# More beaver help



## Fur-minator (Nov 28, 2007)

I found some fresh beaver sign on the river where I trap. Again most places are shallow but I set one Mb 750 where they have been coming out of the river to feed on corn. (Had a **** drown in the 750 last night)

Ther is another spot where they are feeding on a tree. I dug a channel leading up to the spot, mad a slide and placed a 330 there. Added some fighting mad lure to the mound and hope ther is a beaver in the morn.

Does this look ok? Will the beaver try to go through the trap or knock it down?


Here is the tree they are feeding on.


----------



## SNAREMAN (Dec 10, 2006)

Look's good to me.Beaver may or may-not come back to the tree.But,they should see the trail you made and with the lure, you should have a beaver waiting for ya in the a.m.I assume "fighting mad" is a castor lure,even with-out a mound they should come over to check it out.


----------



## WOODS (Feb 9, 2006)

Great set-up and pics. I cant wait to check the trap(computer) with you tommarrow. I think we'll get one.


----------



## frostbite (Dec 22, 2004)

Looks good--I might add the you could place a diving stick accross the top to assure the beaver does not climb over the top, but the set should work fine as it is.


----------



## Fur-minator (Nov 28, 2007)

WOODS said:


> Great set-up and pics. I cant wait to check the trap(computer) with you tommarrow. I think we'll get one.


 
Here is the veiw form this morning. Trap set off and no beaver in it. I guess frostbite was right, should have had a dive stick.

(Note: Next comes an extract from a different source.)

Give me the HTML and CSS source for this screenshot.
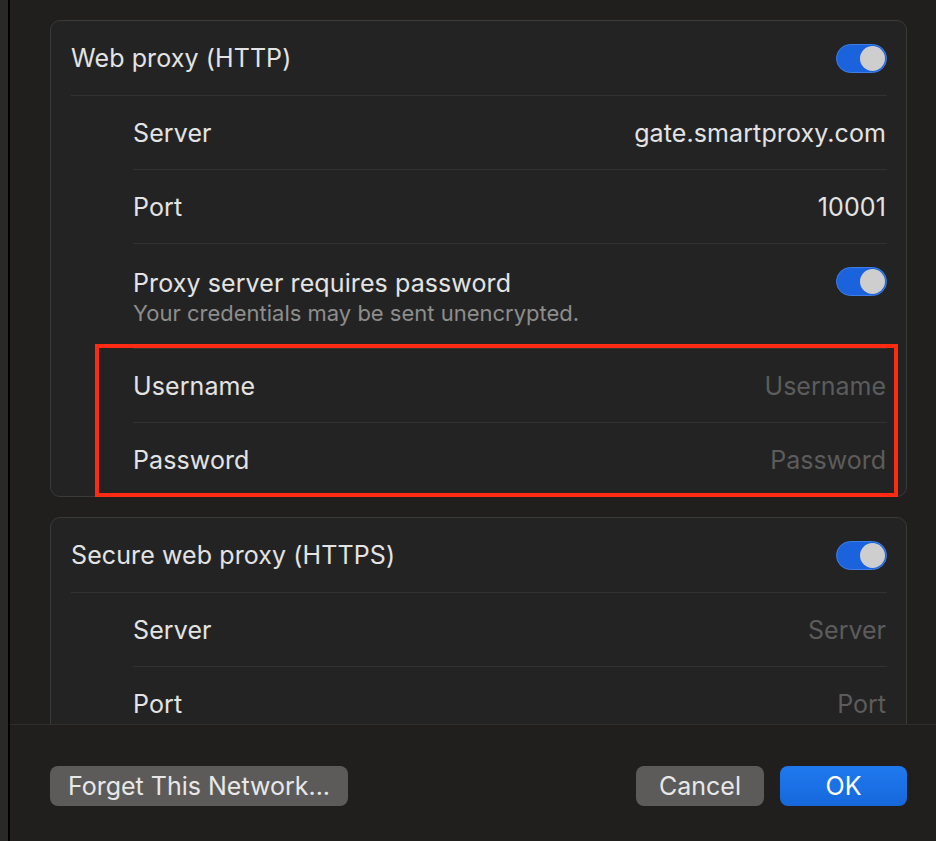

But my other beaver set looked like this!


Her weight



First Beaver.


----------



## SNAREMAN (Dec 10, 2006)

Congrat's!!!!That's a nice one.


----------



## Hunter54 (Feb 12, 2007)

Good job furminator! Nice one!


----------



## varminthunter (Dec 19, 2005)

nice beaver! was this by your house?


----------



## WOODS (Feb 9, 2006)

Nice!!


----------



## bradym54 (Oct 8, 2008)

nice one!!!! i wish i had some beavers down here.... closest thing is a muskrat:yikes:


----------



## Fur-minator (Nov 28, 2007)

varminthunter said:


> nice beaver! was this by your house?


Yes, it was on the property that I deer hunt.


----------



## Fur-minator (Nov 28, 2007)

WOODS said:


> Great set-up and pics. I cant wait to check the trap(computer) with you tommarrow. I think we'll get one.


The coni set worked finally. Picked up a 50 pounder this morning.

Will post pics later.


----------



## frostbite (Dec 22, 2004)

Nice job on the catches. I won't tell you nice beaver too The conni set usually works the easiest for me, but you may end up likeing the foothold better, but you are going to have problems with twist outs because of the lack of drowning water depth. You will see how easy it is for a beaver to twist out of a set once you skin one and remove the legs at the knuckle. 
If you have deeper water and choose footholds get yourself some empty sand bags and good strong wire to create a drowning rig that will allow you to fill the bag with dirt, rock or mud at the sight. It will certainly save on your back, although carrying out the catch won't


----------



## Capac Trapper (Jan 17, 2008)

Nice job, I caught 4 beavers this year and they all weighrd around 25lbs.
Those are some nice big beaver for southern Michigan.


----------



## Fur-minator (Nov 28, 2007)

Here is a picture of the 50 pounder I pulled with a 330. (Its going to be another long night in the fur shed)


----------



## Brian S (Apr 5, 2002)

Congratulations! Those are some great looking beavers.


----------



## David G Duncan (Mar 26, 2000)

Fur,

Congratulations on your trapline success!

As you are finding out, the best way to learn to trap is to set traps and learn.

It seems that every situation is a little different from the last, but over time we manage to find the best ways to increase our chances for success at best locations.

Continued Good Luck on your Trapline!


----------



## Fur-minator (Nov 28, 2007)

Thanks too all. 

Alot of my success come from what I learn on this forum.


----------



## Fur-minator (Nov 28, 2007)

Here is the first beaver.



And I finished my second last night. The heavier beaver measured a littlle smaller.


----------



## FREEPOP (Apr 11, 2002)

Great job on the put-up


----------